- _DIRECTIONS_
Answer with the number of lines in the listing below that contain the word "React", and nothing else.

** start **

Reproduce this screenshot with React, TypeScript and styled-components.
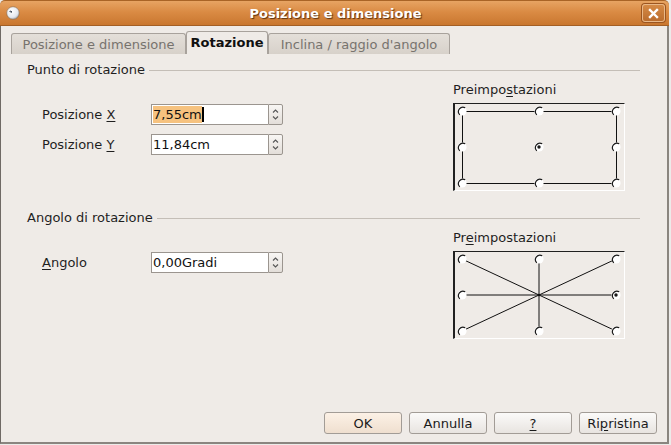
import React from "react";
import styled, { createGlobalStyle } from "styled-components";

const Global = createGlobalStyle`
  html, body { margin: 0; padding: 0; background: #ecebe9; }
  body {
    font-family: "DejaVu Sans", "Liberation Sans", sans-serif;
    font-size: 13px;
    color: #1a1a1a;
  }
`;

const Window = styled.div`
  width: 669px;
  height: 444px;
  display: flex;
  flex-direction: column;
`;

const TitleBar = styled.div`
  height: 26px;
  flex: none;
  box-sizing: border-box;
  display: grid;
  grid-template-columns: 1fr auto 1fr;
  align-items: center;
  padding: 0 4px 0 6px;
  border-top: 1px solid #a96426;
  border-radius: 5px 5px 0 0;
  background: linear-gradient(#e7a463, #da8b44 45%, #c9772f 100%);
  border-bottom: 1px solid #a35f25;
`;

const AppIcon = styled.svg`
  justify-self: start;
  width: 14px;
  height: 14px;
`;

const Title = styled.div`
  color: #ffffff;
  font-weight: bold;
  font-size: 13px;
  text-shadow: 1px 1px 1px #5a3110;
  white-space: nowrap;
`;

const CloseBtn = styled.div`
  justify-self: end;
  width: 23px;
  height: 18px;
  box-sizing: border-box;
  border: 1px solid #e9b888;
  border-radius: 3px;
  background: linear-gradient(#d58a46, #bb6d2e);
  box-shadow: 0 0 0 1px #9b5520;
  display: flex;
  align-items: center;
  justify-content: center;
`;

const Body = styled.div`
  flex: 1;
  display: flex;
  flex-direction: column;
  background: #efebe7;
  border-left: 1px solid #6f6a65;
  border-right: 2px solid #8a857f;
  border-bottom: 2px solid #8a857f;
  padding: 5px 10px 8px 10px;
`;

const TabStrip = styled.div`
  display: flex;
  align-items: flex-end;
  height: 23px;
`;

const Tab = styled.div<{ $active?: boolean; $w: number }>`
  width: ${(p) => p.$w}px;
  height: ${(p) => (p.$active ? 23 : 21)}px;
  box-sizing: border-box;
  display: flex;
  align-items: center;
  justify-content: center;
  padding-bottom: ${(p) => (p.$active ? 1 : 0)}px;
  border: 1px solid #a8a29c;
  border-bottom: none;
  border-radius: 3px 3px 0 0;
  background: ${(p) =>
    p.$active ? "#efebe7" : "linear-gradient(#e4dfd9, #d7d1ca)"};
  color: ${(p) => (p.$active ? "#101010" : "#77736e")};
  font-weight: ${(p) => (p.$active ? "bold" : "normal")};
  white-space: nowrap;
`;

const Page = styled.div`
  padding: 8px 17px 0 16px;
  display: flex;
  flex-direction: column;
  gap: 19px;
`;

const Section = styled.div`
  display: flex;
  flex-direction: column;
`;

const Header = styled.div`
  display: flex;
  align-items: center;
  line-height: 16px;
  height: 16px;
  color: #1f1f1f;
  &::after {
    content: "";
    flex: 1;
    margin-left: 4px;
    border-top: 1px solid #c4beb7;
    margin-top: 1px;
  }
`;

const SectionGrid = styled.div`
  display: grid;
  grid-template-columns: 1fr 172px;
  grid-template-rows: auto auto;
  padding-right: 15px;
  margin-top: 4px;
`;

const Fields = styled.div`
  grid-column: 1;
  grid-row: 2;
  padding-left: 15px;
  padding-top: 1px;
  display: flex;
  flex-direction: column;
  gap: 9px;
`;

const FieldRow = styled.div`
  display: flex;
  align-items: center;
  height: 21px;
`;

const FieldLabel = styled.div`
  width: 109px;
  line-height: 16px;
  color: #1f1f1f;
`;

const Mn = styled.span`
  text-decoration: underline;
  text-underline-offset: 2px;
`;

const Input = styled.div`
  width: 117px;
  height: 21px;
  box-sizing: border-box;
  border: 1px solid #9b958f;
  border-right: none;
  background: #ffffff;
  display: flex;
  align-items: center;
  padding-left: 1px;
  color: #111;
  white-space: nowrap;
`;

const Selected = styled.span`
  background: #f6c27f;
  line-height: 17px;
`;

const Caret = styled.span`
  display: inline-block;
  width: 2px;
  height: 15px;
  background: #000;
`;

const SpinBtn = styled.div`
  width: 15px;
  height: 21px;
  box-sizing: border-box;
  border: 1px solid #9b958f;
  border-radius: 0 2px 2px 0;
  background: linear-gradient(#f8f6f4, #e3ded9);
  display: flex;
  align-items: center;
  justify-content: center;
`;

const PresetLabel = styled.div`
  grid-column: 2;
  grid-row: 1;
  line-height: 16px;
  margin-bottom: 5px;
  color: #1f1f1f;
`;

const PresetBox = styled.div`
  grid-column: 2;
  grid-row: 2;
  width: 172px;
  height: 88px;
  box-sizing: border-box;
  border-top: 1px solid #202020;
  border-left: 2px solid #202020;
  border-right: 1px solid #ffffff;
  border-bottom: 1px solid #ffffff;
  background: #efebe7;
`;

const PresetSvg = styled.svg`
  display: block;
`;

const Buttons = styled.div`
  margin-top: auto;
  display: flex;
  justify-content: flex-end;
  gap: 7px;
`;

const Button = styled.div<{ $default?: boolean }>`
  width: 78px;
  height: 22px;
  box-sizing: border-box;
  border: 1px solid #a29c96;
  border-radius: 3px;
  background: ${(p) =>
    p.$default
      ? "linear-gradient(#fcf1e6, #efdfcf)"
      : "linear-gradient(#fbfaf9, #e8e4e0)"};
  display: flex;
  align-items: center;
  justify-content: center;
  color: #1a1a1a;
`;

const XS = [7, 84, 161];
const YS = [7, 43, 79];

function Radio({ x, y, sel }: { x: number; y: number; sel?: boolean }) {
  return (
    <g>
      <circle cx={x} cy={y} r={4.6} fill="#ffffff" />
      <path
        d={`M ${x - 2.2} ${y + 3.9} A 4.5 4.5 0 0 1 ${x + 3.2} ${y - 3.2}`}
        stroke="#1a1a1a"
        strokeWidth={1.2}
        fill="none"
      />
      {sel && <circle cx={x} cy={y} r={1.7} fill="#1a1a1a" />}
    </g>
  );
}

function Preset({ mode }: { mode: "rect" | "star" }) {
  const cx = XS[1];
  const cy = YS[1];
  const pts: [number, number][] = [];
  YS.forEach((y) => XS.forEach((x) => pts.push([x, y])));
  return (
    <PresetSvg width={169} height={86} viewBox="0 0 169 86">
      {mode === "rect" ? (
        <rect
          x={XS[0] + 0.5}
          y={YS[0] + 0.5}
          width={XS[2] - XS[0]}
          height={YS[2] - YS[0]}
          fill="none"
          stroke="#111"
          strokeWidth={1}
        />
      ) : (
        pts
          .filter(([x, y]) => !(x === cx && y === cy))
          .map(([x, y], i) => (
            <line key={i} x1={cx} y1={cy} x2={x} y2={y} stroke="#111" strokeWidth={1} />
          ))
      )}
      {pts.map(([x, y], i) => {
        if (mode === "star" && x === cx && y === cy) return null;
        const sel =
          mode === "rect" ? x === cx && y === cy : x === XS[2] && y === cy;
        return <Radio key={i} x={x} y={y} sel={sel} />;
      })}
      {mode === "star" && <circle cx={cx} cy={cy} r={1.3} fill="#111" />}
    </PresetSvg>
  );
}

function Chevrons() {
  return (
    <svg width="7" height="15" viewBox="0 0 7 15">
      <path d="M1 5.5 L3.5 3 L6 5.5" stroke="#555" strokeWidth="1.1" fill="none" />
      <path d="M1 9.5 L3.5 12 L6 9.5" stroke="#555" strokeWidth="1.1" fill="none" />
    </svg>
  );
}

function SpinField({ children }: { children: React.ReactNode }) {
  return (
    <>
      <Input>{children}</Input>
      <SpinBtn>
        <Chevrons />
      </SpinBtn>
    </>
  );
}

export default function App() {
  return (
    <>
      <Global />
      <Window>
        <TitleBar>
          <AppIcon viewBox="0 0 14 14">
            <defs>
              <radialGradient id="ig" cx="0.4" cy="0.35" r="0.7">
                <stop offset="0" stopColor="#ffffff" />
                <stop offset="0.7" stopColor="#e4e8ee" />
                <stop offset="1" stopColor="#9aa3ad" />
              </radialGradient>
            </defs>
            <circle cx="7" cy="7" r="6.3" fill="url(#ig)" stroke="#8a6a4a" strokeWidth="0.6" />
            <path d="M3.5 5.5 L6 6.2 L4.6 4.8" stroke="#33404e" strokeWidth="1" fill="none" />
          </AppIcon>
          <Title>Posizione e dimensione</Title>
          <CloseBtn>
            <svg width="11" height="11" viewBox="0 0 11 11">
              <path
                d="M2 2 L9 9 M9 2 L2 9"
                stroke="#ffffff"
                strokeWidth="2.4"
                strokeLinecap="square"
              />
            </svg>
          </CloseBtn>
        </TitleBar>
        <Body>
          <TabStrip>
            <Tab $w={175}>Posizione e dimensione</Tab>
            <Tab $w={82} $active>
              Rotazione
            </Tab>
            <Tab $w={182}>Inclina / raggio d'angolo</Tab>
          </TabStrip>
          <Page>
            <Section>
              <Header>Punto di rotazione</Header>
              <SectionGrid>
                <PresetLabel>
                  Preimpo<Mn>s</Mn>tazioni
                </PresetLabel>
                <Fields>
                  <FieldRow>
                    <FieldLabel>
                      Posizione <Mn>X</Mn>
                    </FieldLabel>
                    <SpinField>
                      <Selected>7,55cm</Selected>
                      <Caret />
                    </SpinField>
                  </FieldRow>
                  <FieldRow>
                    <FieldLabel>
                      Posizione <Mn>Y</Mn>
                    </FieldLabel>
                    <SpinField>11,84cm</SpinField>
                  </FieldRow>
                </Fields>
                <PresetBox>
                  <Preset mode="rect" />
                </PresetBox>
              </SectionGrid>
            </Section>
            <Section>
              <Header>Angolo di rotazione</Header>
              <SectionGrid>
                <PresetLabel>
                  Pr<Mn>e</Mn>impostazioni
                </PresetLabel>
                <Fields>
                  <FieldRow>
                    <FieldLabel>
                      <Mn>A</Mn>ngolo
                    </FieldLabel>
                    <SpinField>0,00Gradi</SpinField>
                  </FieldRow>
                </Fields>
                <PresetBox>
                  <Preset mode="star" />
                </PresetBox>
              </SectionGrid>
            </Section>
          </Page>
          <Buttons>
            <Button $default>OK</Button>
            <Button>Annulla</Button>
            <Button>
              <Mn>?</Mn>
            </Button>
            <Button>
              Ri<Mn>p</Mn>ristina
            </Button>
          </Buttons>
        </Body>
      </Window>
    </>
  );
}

** end **

- _RESPONSE TO THIS EXERCISE_
3